── RECORDS SHOWN

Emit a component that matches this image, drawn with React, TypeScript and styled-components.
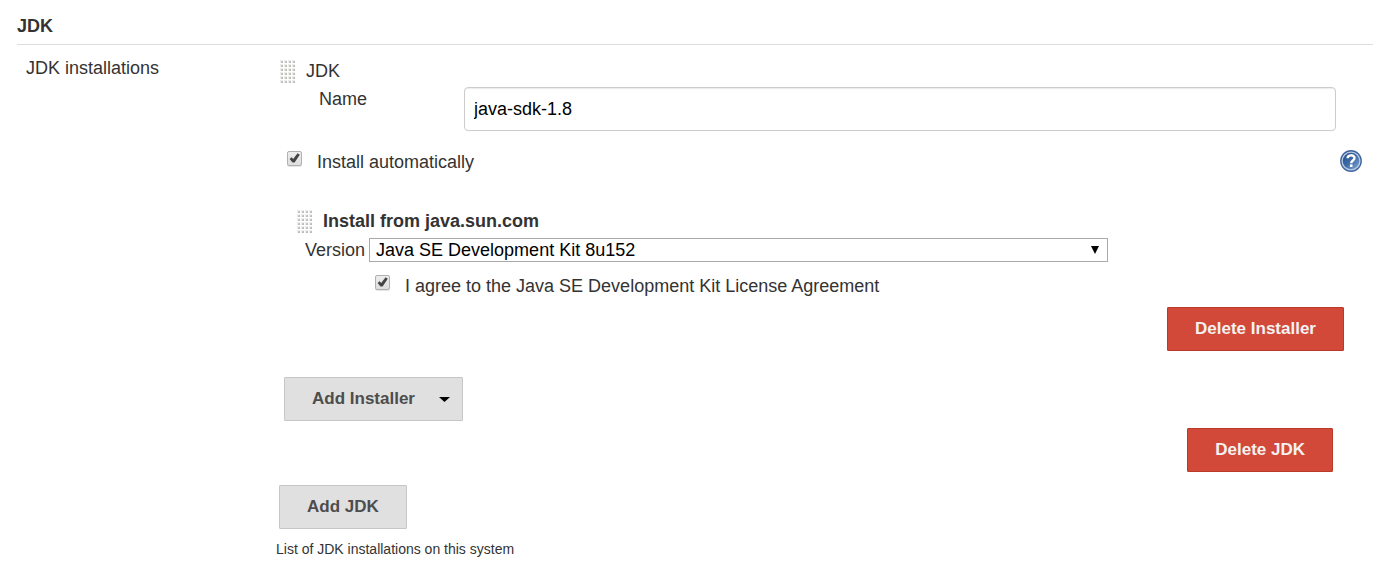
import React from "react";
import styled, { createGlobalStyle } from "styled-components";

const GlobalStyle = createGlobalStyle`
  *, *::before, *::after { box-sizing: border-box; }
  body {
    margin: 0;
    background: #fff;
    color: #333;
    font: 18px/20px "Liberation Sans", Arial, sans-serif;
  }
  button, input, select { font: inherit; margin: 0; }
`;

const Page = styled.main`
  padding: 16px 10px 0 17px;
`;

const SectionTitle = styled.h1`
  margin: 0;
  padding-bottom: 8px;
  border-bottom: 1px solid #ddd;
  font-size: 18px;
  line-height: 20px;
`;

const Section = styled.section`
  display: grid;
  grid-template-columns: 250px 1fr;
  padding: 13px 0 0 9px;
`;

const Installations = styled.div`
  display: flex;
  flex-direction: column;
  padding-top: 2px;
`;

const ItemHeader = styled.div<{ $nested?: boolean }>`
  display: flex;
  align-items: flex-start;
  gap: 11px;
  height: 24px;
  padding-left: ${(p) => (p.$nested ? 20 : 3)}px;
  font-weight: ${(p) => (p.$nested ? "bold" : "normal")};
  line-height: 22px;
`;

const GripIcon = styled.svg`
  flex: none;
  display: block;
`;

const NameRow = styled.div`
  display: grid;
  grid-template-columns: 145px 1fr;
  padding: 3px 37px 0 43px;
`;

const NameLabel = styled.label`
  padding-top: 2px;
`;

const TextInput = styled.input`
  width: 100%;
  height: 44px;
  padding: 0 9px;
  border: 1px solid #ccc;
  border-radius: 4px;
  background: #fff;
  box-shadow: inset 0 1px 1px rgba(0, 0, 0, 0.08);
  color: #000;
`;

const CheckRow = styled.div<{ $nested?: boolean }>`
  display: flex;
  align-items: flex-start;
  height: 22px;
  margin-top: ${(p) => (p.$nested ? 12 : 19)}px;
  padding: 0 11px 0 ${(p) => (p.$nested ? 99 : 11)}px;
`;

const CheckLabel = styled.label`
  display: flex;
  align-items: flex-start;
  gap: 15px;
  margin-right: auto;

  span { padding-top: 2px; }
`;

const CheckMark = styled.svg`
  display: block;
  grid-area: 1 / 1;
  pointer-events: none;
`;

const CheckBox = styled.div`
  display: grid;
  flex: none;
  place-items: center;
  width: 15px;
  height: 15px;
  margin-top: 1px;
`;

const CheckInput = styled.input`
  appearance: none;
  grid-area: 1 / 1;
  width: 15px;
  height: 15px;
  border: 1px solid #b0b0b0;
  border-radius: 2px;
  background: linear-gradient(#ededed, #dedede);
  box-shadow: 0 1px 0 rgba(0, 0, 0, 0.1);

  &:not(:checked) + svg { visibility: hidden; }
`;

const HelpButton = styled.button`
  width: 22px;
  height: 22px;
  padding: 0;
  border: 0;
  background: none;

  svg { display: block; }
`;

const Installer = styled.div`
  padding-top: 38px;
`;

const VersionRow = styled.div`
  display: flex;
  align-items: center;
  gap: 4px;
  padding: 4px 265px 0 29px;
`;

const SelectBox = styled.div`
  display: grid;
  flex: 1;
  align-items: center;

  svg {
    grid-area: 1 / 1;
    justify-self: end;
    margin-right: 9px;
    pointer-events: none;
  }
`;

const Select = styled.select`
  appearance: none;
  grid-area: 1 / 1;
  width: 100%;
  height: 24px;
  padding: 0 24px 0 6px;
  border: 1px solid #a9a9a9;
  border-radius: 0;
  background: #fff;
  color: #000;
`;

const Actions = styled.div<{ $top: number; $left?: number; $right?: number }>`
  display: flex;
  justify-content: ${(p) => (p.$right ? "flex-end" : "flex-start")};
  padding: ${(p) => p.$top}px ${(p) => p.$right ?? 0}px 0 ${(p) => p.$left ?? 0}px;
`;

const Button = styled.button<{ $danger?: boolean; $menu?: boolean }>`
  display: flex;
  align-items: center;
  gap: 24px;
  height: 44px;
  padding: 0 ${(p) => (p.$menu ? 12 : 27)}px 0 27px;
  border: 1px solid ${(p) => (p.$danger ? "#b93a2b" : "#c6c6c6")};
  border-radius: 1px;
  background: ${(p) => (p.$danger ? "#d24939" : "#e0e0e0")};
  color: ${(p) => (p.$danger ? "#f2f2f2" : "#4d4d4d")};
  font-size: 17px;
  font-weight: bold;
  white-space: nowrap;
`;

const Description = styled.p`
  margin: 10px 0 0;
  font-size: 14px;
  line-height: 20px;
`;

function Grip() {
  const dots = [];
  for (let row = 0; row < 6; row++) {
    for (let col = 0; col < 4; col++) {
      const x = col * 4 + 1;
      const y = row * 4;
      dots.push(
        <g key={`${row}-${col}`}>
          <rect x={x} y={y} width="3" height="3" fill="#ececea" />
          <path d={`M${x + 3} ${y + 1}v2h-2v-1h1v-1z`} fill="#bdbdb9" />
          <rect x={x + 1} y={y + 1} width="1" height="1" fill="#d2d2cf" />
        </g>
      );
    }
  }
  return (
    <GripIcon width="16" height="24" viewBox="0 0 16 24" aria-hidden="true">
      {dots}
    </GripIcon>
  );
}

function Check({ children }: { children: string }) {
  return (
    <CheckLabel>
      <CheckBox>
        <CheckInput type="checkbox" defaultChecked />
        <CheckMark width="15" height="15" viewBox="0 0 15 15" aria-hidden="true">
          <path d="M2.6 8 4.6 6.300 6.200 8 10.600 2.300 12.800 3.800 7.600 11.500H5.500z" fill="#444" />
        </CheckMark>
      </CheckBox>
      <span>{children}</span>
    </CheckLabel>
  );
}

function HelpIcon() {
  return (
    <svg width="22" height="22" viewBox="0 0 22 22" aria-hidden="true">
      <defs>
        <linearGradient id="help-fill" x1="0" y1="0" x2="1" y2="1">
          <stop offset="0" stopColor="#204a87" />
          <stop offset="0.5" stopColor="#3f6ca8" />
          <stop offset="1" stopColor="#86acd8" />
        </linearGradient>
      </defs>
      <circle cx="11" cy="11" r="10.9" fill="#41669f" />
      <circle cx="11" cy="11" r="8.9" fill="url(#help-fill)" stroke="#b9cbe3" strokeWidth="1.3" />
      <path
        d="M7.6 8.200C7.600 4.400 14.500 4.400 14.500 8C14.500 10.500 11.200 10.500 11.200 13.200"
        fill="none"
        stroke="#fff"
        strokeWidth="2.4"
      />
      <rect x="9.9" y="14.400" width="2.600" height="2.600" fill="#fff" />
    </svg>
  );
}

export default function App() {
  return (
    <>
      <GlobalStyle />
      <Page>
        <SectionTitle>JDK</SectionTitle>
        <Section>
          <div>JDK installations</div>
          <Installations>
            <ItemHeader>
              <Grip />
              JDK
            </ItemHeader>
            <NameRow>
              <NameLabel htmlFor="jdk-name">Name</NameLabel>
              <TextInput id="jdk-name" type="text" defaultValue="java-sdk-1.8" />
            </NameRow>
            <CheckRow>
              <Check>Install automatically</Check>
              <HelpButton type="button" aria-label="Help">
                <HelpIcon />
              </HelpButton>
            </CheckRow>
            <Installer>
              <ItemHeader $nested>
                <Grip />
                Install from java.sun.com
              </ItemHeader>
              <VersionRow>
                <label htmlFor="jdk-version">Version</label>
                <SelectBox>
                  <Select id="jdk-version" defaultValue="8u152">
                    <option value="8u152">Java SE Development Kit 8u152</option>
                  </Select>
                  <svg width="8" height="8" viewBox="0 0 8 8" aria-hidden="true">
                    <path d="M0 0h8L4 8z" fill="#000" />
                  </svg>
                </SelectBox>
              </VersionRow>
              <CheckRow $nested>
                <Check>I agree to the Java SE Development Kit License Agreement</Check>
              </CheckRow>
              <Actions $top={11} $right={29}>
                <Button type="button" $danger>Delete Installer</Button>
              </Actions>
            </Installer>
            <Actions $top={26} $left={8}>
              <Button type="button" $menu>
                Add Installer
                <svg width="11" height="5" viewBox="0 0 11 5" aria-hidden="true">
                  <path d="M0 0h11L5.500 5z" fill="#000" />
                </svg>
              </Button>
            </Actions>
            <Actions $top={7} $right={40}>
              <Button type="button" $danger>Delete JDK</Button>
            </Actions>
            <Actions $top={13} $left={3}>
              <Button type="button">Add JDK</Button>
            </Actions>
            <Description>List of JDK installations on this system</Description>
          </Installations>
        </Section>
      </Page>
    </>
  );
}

────
── RECORDS SHOWN

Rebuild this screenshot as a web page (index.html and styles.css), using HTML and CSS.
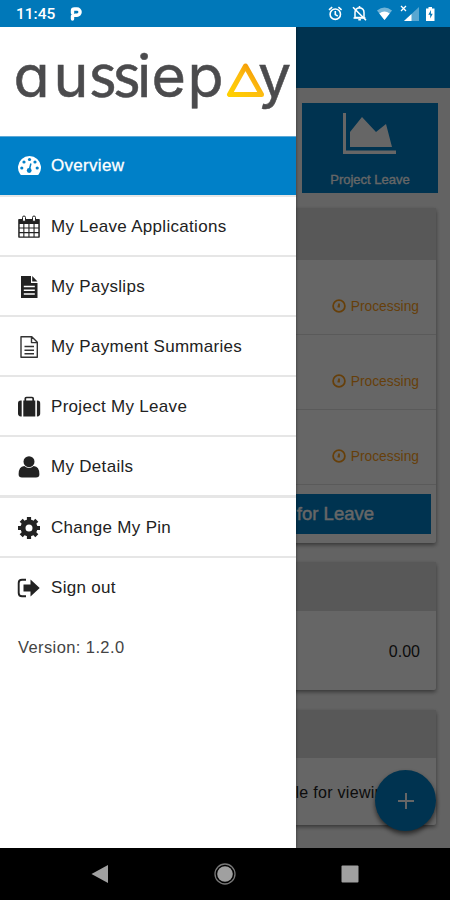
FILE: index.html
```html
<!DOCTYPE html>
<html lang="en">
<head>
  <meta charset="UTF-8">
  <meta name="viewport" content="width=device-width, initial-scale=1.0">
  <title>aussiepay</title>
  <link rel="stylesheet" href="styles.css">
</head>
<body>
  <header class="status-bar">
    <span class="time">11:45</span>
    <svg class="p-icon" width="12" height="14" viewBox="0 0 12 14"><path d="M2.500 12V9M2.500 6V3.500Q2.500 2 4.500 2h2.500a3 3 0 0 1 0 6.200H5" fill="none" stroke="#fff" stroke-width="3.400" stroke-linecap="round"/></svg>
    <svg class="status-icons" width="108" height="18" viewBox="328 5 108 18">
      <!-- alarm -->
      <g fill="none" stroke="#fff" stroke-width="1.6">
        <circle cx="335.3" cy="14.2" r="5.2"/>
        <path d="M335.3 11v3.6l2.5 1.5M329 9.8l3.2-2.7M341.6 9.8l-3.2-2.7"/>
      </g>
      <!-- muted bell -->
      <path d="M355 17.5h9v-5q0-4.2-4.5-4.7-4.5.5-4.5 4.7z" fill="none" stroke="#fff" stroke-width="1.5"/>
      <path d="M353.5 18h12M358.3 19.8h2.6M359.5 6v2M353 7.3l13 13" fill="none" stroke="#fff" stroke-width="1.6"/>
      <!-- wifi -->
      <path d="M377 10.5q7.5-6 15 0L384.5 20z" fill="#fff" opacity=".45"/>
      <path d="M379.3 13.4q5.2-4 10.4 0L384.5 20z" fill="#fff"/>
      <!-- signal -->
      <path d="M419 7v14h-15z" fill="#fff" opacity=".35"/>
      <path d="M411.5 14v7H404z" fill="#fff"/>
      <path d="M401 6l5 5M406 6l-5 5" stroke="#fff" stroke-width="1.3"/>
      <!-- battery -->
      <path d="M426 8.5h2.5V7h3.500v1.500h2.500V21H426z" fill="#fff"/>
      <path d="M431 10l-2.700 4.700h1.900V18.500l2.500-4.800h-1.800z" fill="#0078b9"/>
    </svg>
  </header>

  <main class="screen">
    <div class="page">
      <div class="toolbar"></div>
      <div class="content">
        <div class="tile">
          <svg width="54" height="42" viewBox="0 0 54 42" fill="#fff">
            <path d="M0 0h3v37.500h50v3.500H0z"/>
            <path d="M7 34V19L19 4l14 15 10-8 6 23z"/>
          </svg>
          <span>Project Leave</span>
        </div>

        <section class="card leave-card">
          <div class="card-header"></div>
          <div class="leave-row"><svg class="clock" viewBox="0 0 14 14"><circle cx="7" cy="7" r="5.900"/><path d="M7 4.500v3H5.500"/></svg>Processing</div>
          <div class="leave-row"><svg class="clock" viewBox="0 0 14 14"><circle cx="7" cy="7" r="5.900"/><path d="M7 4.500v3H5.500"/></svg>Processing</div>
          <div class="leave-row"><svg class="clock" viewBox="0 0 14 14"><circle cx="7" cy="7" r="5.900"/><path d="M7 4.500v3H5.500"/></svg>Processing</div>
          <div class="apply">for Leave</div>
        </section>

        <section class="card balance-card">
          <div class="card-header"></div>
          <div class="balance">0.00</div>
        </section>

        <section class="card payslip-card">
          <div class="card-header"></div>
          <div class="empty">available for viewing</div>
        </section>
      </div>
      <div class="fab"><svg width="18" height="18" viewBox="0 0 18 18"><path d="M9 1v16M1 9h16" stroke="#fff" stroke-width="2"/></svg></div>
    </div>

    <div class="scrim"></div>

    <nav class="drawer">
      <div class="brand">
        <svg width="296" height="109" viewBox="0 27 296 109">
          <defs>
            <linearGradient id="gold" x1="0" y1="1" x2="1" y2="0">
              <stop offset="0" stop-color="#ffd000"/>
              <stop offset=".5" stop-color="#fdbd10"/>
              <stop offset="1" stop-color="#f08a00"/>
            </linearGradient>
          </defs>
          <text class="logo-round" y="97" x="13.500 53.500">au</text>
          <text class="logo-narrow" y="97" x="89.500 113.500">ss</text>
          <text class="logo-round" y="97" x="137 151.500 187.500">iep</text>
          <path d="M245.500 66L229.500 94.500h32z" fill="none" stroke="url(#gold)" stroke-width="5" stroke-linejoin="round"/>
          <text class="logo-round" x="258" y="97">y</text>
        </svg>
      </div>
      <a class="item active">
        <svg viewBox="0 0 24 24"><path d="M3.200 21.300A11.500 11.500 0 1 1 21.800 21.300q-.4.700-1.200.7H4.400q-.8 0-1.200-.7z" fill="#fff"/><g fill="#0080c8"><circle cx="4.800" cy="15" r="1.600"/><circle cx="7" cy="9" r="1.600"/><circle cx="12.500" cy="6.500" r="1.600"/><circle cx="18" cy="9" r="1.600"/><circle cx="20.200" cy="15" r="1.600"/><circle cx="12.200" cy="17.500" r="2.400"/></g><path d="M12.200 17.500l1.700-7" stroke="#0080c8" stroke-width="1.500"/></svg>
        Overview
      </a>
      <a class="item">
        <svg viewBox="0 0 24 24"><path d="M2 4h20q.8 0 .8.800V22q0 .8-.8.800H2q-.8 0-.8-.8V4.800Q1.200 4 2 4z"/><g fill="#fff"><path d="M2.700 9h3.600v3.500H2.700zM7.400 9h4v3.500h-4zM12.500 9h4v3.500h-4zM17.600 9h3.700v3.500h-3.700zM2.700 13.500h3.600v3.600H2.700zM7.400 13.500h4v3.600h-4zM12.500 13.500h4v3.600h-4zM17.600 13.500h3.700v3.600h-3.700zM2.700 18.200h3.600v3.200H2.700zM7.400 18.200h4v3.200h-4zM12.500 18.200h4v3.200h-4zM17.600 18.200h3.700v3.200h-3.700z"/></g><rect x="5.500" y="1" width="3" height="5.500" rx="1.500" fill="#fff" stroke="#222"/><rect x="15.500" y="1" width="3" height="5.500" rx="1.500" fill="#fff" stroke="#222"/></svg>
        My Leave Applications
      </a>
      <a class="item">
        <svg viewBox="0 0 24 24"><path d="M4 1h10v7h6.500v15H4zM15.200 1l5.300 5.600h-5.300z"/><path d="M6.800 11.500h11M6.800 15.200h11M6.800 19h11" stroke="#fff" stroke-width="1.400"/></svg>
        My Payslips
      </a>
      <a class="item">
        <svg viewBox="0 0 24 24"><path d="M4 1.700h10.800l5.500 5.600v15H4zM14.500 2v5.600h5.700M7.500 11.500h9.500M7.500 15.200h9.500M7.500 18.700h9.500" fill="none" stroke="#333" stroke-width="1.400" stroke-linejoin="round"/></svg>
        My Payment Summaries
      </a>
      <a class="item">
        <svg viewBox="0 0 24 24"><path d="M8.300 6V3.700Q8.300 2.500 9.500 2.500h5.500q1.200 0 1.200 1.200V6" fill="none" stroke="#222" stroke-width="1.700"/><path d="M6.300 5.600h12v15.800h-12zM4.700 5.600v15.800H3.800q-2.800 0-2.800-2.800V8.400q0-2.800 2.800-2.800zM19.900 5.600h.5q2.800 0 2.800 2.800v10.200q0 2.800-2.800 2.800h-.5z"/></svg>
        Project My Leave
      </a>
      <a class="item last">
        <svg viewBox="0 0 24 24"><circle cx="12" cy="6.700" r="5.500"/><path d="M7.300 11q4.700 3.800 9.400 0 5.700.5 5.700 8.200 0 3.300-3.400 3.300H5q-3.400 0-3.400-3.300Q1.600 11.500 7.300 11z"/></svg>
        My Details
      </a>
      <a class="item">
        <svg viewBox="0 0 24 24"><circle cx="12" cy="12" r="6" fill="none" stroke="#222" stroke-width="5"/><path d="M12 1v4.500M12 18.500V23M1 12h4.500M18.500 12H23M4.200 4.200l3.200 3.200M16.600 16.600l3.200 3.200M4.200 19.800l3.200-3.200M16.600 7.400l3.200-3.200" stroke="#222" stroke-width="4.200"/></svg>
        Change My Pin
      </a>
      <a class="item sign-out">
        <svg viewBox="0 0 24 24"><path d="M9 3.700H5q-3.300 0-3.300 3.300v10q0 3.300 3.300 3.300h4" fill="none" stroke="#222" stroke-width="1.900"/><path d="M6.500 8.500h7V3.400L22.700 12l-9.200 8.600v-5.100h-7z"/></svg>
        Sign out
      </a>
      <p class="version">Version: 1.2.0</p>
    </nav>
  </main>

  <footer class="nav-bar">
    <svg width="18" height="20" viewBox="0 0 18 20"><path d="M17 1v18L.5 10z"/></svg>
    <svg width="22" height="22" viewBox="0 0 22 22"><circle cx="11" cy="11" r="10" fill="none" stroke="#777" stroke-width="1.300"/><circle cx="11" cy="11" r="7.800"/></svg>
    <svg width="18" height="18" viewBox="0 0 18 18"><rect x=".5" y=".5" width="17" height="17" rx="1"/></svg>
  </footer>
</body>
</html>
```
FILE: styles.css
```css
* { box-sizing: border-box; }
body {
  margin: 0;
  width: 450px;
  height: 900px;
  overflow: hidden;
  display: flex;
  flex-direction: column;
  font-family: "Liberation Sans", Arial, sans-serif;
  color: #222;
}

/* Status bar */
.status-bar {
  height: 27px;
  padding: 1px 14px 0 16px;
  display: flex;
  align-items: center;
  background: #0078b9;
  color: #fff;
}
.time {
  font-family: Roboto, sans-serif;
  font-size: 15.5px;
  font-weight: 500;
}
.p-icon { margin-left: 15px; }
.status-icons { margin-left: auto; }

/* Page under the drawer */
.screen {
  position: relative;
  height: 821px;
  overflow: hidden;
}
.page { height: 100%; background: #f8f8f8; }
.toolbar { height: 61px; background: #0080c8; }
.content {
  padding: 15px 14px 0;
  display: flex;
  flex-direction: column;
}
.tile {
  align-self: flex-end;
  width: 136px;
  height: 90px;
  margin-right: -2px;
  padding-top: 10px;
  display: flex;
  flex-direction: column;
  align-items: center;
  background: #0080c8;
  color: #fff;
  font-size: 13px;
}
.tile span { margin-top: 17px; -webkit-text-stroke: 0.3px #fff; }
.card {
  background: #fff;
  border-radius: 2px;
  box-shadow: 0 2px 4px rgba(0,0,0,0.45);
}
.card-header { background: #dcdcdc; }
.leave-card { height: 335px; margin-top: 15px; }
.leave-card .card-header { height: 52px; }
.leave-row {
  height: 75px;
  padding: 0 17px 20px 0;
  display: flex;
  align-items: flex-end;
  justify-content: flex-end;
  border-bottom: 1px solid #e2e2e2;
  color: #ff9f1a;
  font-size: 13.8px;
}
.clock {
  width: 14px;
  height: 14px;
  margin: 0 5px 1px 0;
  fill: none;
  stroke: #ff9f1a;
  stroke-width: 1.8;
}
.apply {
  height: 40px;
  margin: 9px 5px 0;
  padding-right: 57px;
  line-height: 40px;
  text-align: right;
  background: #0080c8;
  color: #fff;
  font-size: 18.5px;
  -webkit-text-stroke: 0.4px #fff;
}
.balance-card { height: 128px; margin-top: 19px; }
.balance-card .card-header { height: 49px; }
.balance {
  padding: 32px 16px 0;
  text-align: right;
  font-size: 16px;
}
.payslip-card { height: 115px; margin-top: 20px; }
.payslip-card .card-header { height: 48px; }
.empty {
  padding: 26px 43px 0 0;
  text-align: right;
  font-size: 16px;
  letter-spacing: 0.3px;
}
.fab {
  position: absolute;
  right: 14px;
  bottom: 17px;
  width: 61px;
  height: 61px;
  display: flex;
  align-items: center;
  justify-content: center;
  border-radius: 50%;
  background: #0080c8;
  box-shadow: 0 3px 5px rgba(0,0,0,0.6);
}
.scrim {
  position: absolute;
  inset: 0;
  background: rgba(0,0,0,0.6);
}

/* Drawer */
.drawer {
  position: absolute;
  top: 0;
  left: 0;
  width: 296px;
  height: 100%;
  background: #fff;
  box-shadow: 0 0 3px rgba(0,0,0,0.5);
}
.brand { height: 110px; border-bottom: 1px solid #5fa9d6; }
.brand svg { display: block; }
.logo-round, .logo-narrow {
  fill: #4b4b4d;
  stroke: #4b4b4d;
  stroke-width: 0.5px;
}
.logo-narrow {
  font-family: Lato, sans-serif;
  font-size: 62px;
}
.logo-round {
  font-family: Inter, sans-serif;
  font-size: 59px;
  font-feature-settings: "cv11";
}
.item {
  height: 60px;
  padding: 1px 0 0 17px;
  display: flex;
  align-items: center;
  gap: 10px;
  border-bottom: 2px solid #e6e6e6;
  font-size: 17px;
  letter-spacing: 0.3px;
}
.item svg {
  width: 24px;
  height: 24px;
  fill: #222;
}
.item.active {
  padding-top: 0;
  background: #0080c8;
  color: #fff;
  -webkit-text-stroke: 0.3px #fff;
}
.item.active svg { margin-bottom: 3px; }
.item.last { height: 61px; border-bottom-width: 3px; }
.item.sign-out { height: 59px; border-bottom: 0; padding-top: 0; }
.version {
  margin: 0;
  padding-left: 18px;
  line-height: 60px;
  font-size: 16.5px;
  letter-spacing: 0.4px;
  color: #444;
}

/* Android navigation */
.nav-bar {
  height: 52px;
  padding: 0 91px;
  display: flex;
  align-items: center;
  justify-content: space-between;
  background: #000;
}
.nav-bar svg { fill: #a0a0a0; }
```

────

Report each line in the preceding entries that holds the string "styles".

● **FULL OUTPUT**
Rebuild this screenshot as a web page (index.html and styles.css), using HTML and CSS.
  <link rel="stylesheet" href="styles.css">
FILE: styles.css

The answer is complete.